I am receiving calls suggesting that AccountingWeb – at least it’s IT end – is requesting a 50% cut in the rates it pays its freelancers. One presumes that’s in response to a fall in advertising rates. Is this a bad thing? I’ve argued before that the model AW follows no longer makes sense in the emerging new media/information world. AW counters that it has many thousands of subscribers and that represents a valuable commodity. The implication is that there is significant volume which it can leverage for vendor campaigns. There are several problems with this argument.
- As any accountant will tell you, stats can be manipulated to say whatever you want
- Numbers of subscribers bear no relationship to pages visited (see graphic above comparing AccMan and AW.co.uk but bear in mind 1. above!)
- What is the value of a page view on a broad appeal site compared to one that is tightly focused?
- Who is being influenced by those same page views?
- Regardless of volume, what is the site’s reach in a globally connected world?
Most important – what does this mean for information consumers and vendors?
Sift Media says that it has 600,000 names across all its communities. Sift says this represents all sorts of opportunities for cross/up-selling. In other words – readers are a selling opportunity. The accounting end represents around 90,000. I’ve not asked the question but my media experience says that constant subscription list maintenance is essential because sub lists are almost always out of date. How real is the list? On this scale it may not matter too much. A vendor who pays say £1,500 for a small campaign can pretty much assure some leads from ad placement, repeated mail shot mentions and so on. If that’s what they want to do.

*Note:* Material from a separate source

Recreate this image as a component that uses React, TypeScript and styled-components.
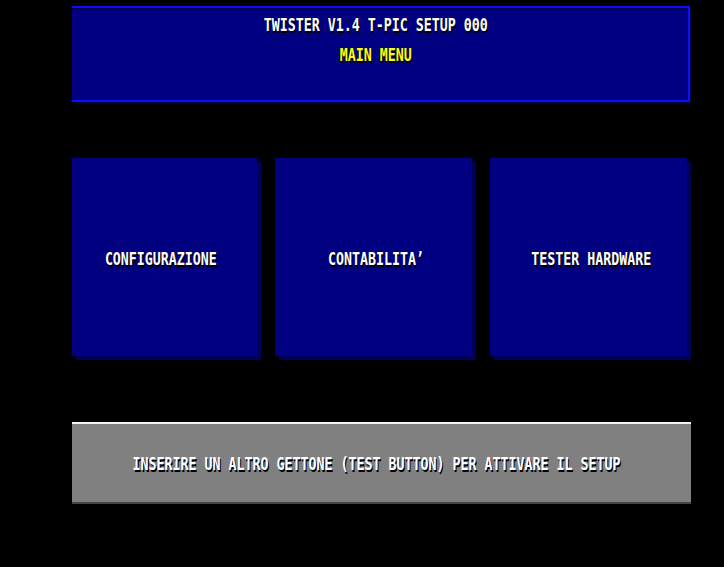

More important is what you see happening in and around the different sites. The graphic above can be interpreted to say that roughly 12-14% of AW’s claimed subscribers are accessing the content. That assumes each visitor is unique. Again, there are problems with this analysis because both sites have groups of regular visitors. I’m trying to be generous. In other words, AW is heavily dependent on the quality of its sub lists. However, if it is being forced to reduce freelance rates that has to reflect in both content quality and quantity. Their real problem comes in five parts:
- Unlike the FT which is charging for online access, AW cannot claim quality content. At least not on the IT side. There just isn’t enough depth. As one person said to me: ‘People will pay for knowledge.’ Even if AW could charge – the numbers suggest it is not viable.
- AW is a closed network where AccMan is connected to multiple networks. A good example is my Enterprise 2 post. While there were only a handful of conversations, there were 21 Tweets about the piece from consultants, vendors and end users. Each of those who Tweet are network nodes. A very quick calculation suggests those network mentions will have reached around 16,000 people. AW on the other hand only has its own closed network within which to operate and that means it only gets page views based on what it can entice people to click upon from the base site.
- Unlike AccMan, AW only uses its Twitter account as a way of pimping its stuff. For AW, it’s an advertising channel. AccMan is in conversations not necessarily connected to content. In the eyes of at least one student of new media, this makes me ‘social media personified.’
- In talking to my sponsors, it is clear they see 2010 as the year when they up their own blog efforts. Xero has done an outstanding job. It uses its blog as a way of keeping customers informed on new things, discussing issues that matter to its customers and attending to questions about the service. I know that others will do the same in 2010. Who needs AW when you can generate great content that customers like and which help to spread the word?
- In the last month, AccMan has been included in five ranking lists. AW? Lists always have a self serving element and so I never read much into them. But those mentions are not only impacting traffic, but opening new doors. One guy, a couple of blogs ranged against a 12 year established media property?
What can we discern? I am one of a smallish minority that believes 2010 will see a double dip in the recession. That spells huge opportunity for smart practices and the SaaS market. If you accept my assessment of the market then AW/Sift has to get serious about how it adapts and gets away from dependency on advertising based models. My sense is it knows there are things to be done but is flailing around trying to figure what to do next. Cross/up-sell alone will not cut it. That is treating your readers as an extension of the vendor PR machine rather than delivering value. Like them or not, AW is an important part of the landscape so any positive changes will be welcome. What’s certain is that despite a great re-design, content counts and they just don’t have it.
For media buyers, this is good news. If AW really is making deep cuts then vendors should negotiate hard.